1.2. Anche il secondo motivo di ricorso che contesta la legittimita’ della mancata concessione delle circostanze attenuanti generiche e’ inammissibile.
In materia il collegio ribadisce che nel motivare il diniego della concessione delle attenuanti generiche non e’ necessario che il giudice prenda in considerazione tutti gli elementi favorevoli o sfavorevoli dedotti dalle parti o rilevabili dagli atti, ma e’ sufficiente che egli faccia riferimento a quelli ritenuti decisivi o comunque rilevanti, rimanendo disattesi o superati tutti gli altri da tale valutazione (Sez. 6, n. 34364 del 16/06/2010 Rv. 248244; Sez. 1 n. 3772 del 11.01.1994 dep. 31.3.1994, rv 196880).
Nel caso in esame la Corte di appello riteneva che le circostanze generiche non potessero essere concesse in ragione della estrema gravita’ della condotta e dei precedenti vantati, elementi non superabili attraverso la valorizzazione della confessione, della quale pure si teneva conto in sede di commisurazione della pena (pag. 6 della sentenza impugnata).

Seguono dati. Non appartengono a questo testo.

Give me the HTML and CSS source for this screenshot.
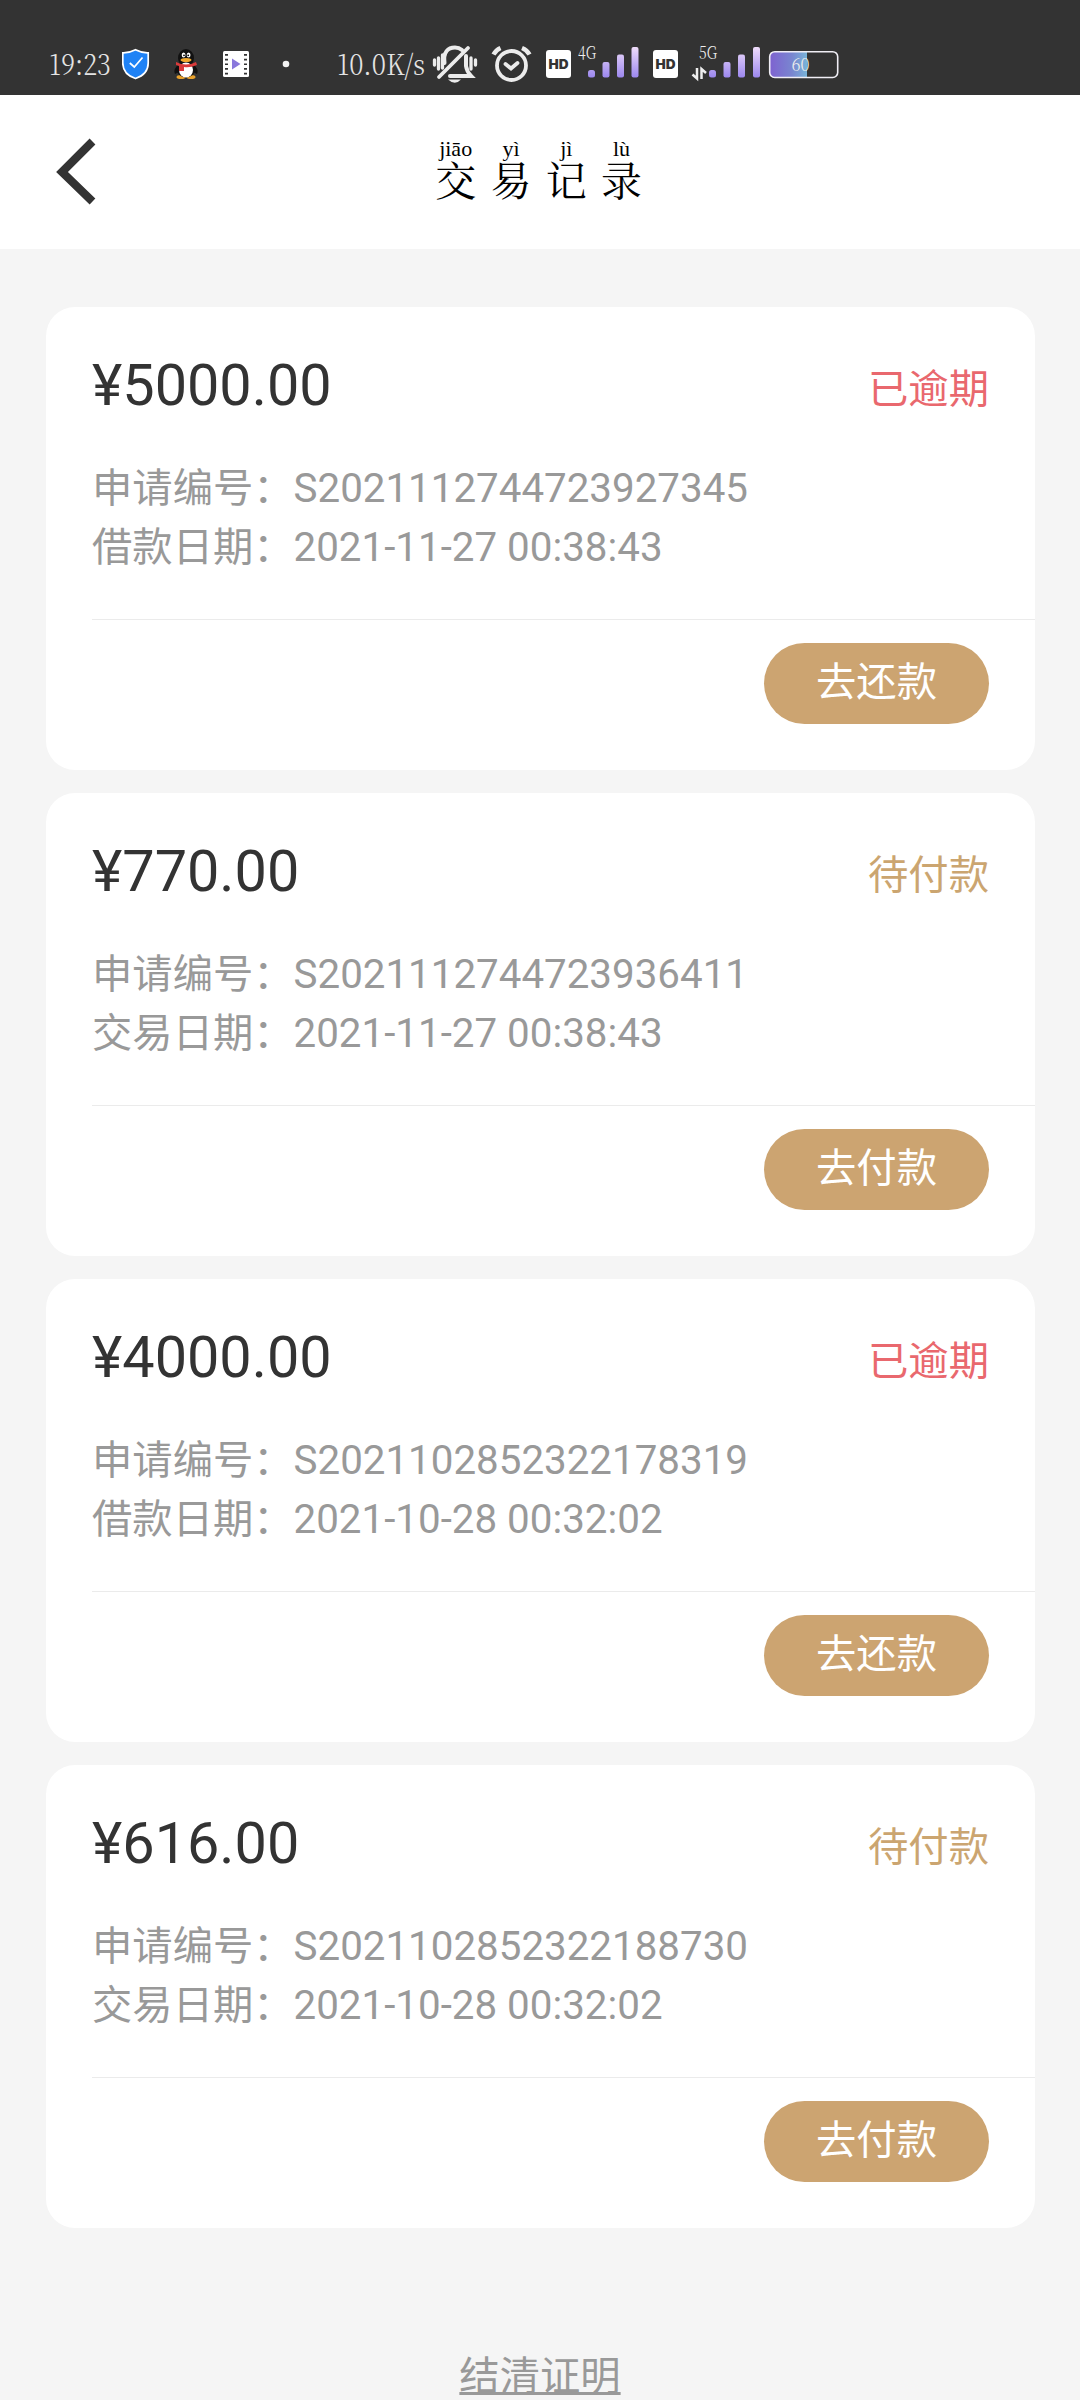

2.Alla dichiarata inammissibilita’ del ricorso consegue, per il disposto dell’articolo 616 c.p.p., la condanna del ricorrente al pagamento delle spese processuali nonche’ al versamento, in favore della Cassa delle ammende, di una somma che si determina equitativamente in Euro 2000,00.

P.Q.M.

Dichiara inammissibile il ricorso e condanna il ricorrente al pagamento delle spese processuali e della somma di Euro 1500.00 alla Cassa delle ammende.
Si da’ atto che il presente provvedimento e’ sottoscritto dal solo Presidente del collegio per impedimento dell’estensore ai sensi del D.P.C.M. 8 marzo 2020, articolo 1, comma 1, lettera a).